Written problem:
Type out the data exactly as given. Skip any image.

►

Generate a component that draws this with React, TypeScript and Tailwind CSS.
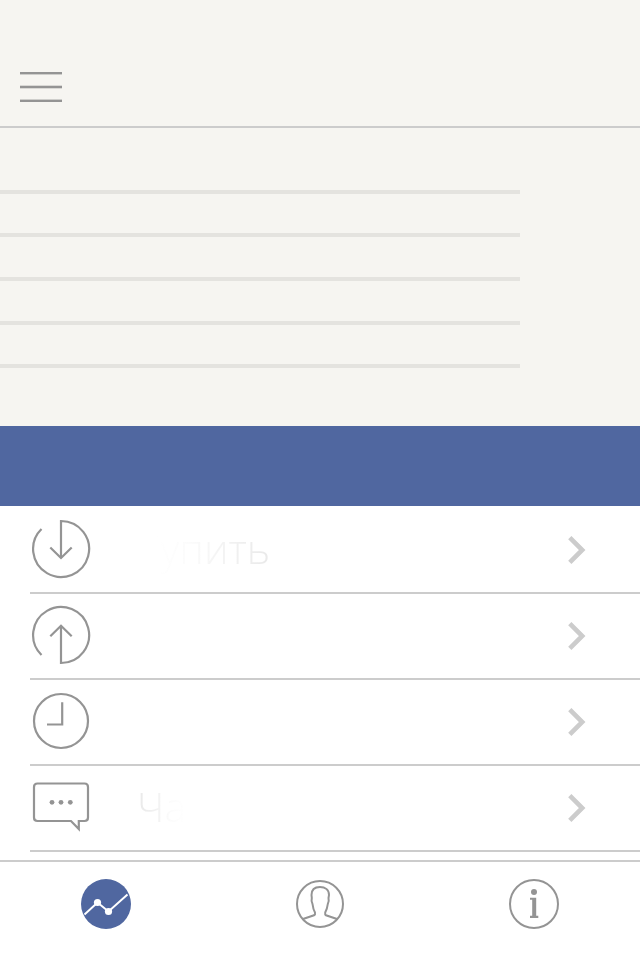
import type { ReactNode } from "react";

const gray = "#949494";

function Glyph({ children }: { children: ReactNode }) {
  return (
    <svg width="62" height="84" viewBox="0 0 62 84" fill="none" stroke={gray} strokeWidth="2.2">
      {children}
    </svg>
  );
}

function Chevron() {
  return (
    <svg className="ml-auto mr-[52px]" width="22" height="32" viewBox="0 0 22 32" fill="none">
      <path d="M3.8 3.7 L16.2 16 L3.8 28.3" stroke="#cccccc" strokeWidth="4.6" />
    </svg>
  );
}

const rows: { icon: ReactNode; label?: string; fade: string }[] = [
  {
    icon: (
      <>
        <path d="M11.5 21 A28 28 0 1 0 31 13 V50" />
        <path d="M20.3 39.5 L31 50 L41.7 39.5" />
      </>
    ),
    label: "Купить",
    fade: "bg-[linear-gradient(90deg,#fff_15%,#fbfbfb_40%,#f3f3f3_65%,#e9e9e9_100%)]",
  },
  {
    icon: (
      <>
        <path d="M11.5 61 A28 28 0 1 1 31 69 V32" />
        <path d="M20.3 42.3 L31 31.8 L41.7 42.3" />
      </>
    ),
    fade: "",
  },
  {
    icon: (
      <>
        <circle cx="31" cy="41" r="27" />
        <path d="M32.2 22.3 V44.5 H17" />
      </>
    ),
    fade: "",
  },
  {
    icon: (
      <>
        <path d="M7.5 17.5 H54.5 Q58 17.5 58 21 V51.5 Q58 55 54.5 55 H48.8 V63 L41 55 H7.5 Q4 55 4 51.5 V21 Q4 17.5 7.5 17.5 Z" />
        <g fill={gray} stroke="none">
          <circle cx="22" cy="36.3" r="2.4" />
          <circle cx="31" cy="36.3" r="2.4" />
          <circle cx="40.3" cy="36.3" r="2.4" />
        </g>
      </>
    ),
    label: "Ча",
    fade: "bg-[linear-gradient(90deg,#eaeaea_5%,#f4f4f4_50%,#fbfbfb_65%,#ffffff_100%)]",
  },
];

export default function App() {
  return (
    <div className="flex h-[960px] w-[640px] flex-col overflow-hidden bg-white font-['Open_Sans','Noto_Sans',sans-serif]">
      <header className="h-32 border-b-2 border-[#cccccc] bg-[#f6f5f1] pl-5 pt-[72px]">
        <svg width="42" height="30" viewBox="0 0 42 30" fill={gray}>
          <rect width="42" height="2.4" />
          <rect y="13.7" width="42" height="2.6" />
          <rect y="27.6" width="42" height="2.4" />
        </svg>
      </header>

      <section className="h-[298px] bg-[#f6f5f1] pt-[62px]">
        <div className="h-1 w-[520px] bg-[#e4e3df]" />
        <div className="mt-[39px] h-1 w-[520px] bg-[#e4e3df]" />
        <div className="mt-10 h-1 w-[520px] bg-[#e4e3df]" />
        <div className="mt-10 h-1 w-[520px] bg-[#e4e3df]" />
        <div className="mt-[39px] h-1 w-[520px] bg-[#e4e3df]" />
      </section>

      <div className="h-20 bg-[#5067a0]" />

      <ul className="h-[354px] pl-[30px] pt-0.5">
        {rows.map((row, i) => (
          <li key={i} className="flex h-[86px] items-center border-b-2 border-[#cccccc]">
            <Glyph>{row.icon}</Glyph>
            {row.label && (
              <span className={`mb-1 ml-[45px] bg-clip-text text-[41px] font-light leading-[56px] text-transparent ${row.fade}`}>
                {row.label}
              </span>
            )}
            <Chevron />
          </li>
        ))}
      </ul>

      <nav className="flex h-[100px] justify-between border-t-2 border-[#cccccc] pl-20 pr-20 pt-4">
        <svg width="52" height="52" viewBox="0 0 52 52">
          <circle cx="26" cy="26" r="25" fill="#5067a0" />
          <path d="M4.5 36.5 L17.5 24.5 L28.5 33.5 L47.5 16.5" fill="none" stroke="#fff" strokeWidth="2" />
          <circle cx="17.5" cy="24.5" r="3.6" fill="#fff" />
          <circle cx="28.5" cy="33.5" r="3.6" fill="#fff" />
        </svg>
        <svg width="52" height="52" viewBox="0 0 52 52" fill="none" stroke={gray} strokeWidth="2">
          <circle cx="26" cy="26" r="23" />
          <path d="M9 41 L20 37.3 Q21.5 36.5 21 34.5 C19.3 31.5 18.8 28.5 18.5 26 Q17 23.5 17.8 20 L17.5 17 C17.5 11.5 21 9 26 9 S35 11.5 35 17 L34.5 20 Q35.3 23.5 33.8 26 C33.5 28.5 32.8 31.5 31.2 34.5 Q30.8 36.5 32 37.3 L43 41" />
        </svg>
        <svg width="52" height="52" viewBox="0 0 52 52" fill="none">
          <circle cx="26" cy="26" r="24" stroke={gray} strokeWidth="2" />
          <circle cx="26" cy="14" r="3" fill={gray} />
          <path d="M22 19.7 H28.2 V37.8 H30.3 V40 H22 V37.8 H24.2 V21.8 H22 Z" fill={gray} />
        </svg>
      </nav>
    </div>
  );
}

◄

Written solution:
Generate a component that draws this with React, TypeScript and Tailwind CSS.
import type { ReactNode } from "react";

const gray = "#949494";

function Glyph({ children }: { children: ReactNode }) {
  return (
    <svg width="62" height="84" viewBox="0 0 62 84" fill="none" stroke={gray} strokeWidth="2.2">
      {children}
    </svg>
  );
}

function Chevron() {
  return (
    <svg className="ml-auto mr-[52px]" width="22" height="32" viewBox="0 0 22 32" fill="none">
      <path d="M3.8 3.7 L16.2 16 L3.8 28.3" stroke="#cccccc" strokeWidth="4.6" />
    </svg>
  );
}

const rows: { icon: ReactNode; label?: string; fade: string }[] = [
  {
    icon: (
      <>
        <path d="M11.5 21 A28 28 0 1 0 31 13 V50" />
        <path d="M20.3 39.5 L31 50 L41.7 39.5" />
      </>
    ),
    label: "Купить",
    fade: "bg-[linear-gradient(90deg,#fff_15%,#fbfbfb_40%,#f3f3f3_65%,#e9e9e9_100%)]",
  },
  {
    icon: (
      <>
        <path d="M11.5 61 A28 28 0 1 1 31 69 V32" />
        <path d="M20.3 42.3 L31 31.8 L41.7 42.3" />
      </>
    ),
    fade: "",
  },
  {
    icon: (
      <>
        <circle cx="31" cy="41" r="27" />
        <path d="M32.2 22.3 V44.5 H17" />
      </>
    ),
    fade: "",
  },
  {
    icon: (
      <>
        <path d="M7.5 17.5 H54.5 Q58 17.5 58 21 V51.5 Q58 55 54.5 55 H48.8 V63 L41 55 H7.5 Q4 55 4 51.5 V21 Q4 17.5 7.5 17.5 Z" />
        <g fill={gray} stroke="none">
          <circle cx="22" cy="36.3" r="2.4" />
          <circle cx="31" cy="36.3" r="2.4" />
          <circle cx="40.3" cy="36.3" r="2.4" />
        </g>
      </>
    ),
    label: "Ча",
    fade: "bg-[linear-gradient(90deg,#eaeaea_5%,#f4f4f4_50%,#fbfbfb_65%,#ffffff_100%)]",
  },
];

export default function App() {
  return (
    <div className="flex h-[960px] w-[640px] flex-col overflow-hidden bg-white font-['Open_Sans','Noto_Sans',sans-serif]">
      <header className="h-32 border-b-2 border-[#cccccc] bg-[#f6f5f1] pl-5 pt-[72px]">
        <svg width="42" height="30" viewBox="0 0 42 30" fill={gray}>
          <rect width="42" height="2.4" />
          <rect y="13.7" width="42" height="2.6" />
          <rect y="27.6" width="42" height="2.4" />
        </svg>
      </header>

      <section className="h-[298px] bg-[#f6f5f1] pt-[62px]">
        <div className="h-1 w-[520px] bg-[#e4e3df]" />
        <div className="mt-[39px] h-1 w-[520px] bg-[#e4e3df]" />
        <div className="mt-10 h-1 w-[520px] bg-[#e4e3df]" />
        <div className="mt-10 h-1 w-[520px] bg-[#e4e3df]" />
        <div className="mt-[39px] h-1 w-[520px] bg-[#e4e3df]" />
      </section>

      <div className="h-20 bg-[#5067a0]" />

      <ul className="h-[354px] pl-[30px] pt-0.5">
        {rows.map((row, i) => (
          <li key={i} className="flex h-[86px] items-center border-b-2 border-[#cccccc]">
            <Glyph>{row.icon}</Glyph>
            {row.label && (
              <span className={`mb-1 ml-[45px] bg-clip-text text-[41px] font-light leading-[56px] text-transparent ${row.fade}`}>
                {row.label}
              </span>
            )}
            <Chevron />
          </li>
        ))}
      </ul>

      <nav className="flex h-[100px] justify-between border-t-2 border-[#cccccc] pl-20 pr-20 pt-4">
        <svg width="52" height="52" viewBox="0 0 52 52">
          <circle cx="26" cy="26" r="25" fill="#5067a0" />
          <path d="M4.5 36.5 L17.5 24.5 L28.5 33.5 L47.5 16.5" fill="none" stroke="#fff" strokeWidth="2" />
          <circle cx="17.5" cy="24.5" r="3.6" fill="#fff" />
          <circle cx="28.5" cy="33.5" r="3.6" fill="#fff" />
        </svg>
        <svg width="52" height="52" viewBox="0 0 52 52" fill="none" stroke={gray} strokeWidth="2">
          <circle cx="26" cy="26" r="23" />
          <path d="M9 41 L20 37.3 Q21.5 36.5 21 34.5 C19.3 31.5 18.8 28.5 18.5 26 Q17 23.5 17.8 20 L17.5 17 C17.5 11.5 21 9 26 9 S35 11.5 35 17 L34.5 20 Q35.3 23.5 33.8 26 C33.5 28.5 32.8 31.5 31.2 34.5 Q30.8 36.5 32 37.3 L43 41" />
        </svg>
        <svg width="52" height="52" viewBox="0 0 52 52" fill="none">
          <circle cx="26" cy="26" r="24" stroke={gray} strokeWidth="2" />
          <circle cx="26" cy="14" r="3" fill={gray} />
          <path d="M22 19.7 H28.2 V37.8 H30.3 V40 H22 V37.8 H24.2 V21.8 H22 Z" fill={gray} />
        </svg>
      </nav>
    </div>
  );
}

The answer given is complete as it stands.